> Task brief: Write out the material exactly, with the pictures left out.

> Recorded information:
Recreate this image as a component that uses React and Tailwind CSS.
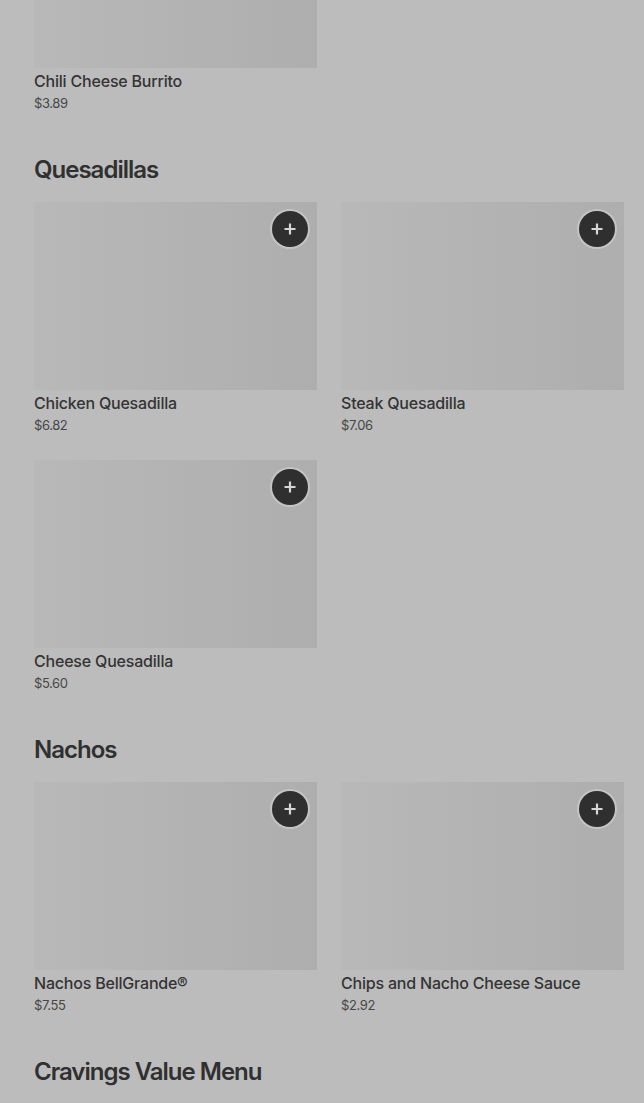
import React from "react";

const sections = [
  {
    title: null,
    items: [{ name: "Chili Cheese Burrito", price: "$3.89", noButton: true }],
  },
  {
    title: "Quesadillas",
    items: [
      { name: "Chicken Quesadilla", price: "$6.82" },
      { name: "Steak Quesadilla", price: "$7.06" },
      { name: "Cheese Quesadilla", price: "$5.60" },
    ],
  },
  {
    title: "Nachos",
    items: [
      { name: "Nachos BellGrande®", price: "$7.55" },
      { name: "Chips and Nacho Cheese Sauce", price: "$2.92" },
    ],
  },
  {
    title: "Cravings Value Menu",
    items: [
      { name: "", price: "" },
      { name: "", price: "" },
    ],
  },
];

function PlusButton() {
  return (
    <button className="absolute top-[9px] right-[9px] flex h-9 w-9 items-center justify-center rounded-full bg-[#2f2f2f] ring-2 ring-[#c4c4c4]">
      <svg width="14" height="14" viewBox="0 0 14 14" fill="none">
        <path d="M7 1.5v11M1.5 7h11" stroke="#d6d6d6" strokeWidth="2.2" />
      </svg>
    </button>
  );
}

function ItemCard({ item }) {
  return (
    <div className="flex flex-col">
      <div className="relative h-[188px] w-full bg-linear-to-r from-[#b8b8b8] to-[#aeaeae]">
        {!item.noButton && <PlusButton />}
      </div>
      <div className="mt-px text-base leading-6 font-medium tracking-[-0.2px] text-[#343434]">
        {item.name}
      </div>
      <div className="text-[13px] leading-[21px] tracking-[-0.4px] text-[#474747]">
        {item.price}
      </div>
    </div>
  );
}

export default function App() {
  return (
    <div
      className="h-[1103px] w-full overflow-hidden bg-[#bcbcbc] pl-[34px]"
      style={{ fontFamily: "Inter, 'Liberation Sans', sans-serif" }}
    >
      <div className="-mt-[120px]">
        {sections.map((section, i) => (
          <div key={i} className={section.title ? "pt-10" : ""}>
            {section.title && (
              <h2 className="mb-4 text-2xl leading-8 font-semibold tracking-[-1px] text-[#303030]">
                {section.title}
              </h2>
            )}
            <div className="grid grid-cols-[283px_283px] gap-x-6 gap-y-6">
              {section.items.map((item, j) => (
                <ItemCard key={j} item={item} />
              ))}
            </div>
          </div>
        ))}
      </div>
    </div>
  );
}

> Exercise output:
Recreate this image as a component that uses React and Tailwind CSS.
import React from "react";

const sections = [
  {
    title: null,
    items: [{ name: "Chili Cheese Burrito", price: "$3.89", noButton: true }],
  },
  {
    title: "Quesadillas",
    items: [
      { name: "Chicken Quesadilla", price: "$6.82" },
      { name: "Steak Quesadilla", price: "$7.06" },
      { name: "Cheese Quesadilla", price: "$5.60" },
    ],
  },
  {
    title: "Nachos",
    items: [
      { name: "Nachos BellGrande®", price: "$7.55" },
      { name: "Chips and Nacho Cheese Sauce", price: "$2.92" },
    ],
  },
  {
    title: "Cravings Value Menu",
    items: [
      { name: "", price: "" },
      { name: "", price: "" },
    ],
  },
];

function PlusButton() {
  return (
    <button className="absolute top-[9px] right-[9px] flex h-9 w-9 items-center justify-center rounded-full bg-[#2f2f2f] ring-2 ring-[#c4c4c4]">
      <svg width="14" height="14" viewBox="0 0 14 14" fill="none">
        <path d="M7 1.5v11M1.5 7h11" stroke="#d6d6d6" strokeWidth="2.2" />
      </svg>
    </button>
  );
}

function ItemCard({ item }) {
  return (
    <div className="flex flex-col">
      <div className="relative h-[188px] w-full bg-linear-to-r from-[#b8b8b8] to-[#aeaeae]">
        {!item.noButton && <PlusButton />}
      </div>
      <div className="mt-px text-base leading-6 font-medium tracking-[-0.2px] text-[#343434]">
        {item.name}
      </div>
      <div className="text-[13px] leading-[21px] tracking-[-0.4px] text-[#474747]">
        {item.price}
      </div>
    </div>
  );
}

export default function App() {
  return (
    <div
      className="h-[1103px] w-full overflow-hidden bg-[#bcbcbc] pl-[34px]"
      style={{ fontFamily: "Inter, 'Liberation Sans', sans-serif" }}
    >
      <div className="-mt-[120px]">
        {sections.map((section, i) => (
          <div key={i} className={section.title ? "pt-10" : ""}>
            {section.title && (
              <h2 className="mb-4 text-2xl leading-8 font-semibold tracking-[-1px] text-[#303030]">
                {section.title}
              </h2>
            )}
            <div className="grid grid-cols-[283px_283px] gap-x-6 gap-y-6">
              {section.items.map((item, j) => (
                <ItemCard key={j} item={item} />
              ))}
            </div>
          </div>
        ))}
      </div>
    </div>
  );
}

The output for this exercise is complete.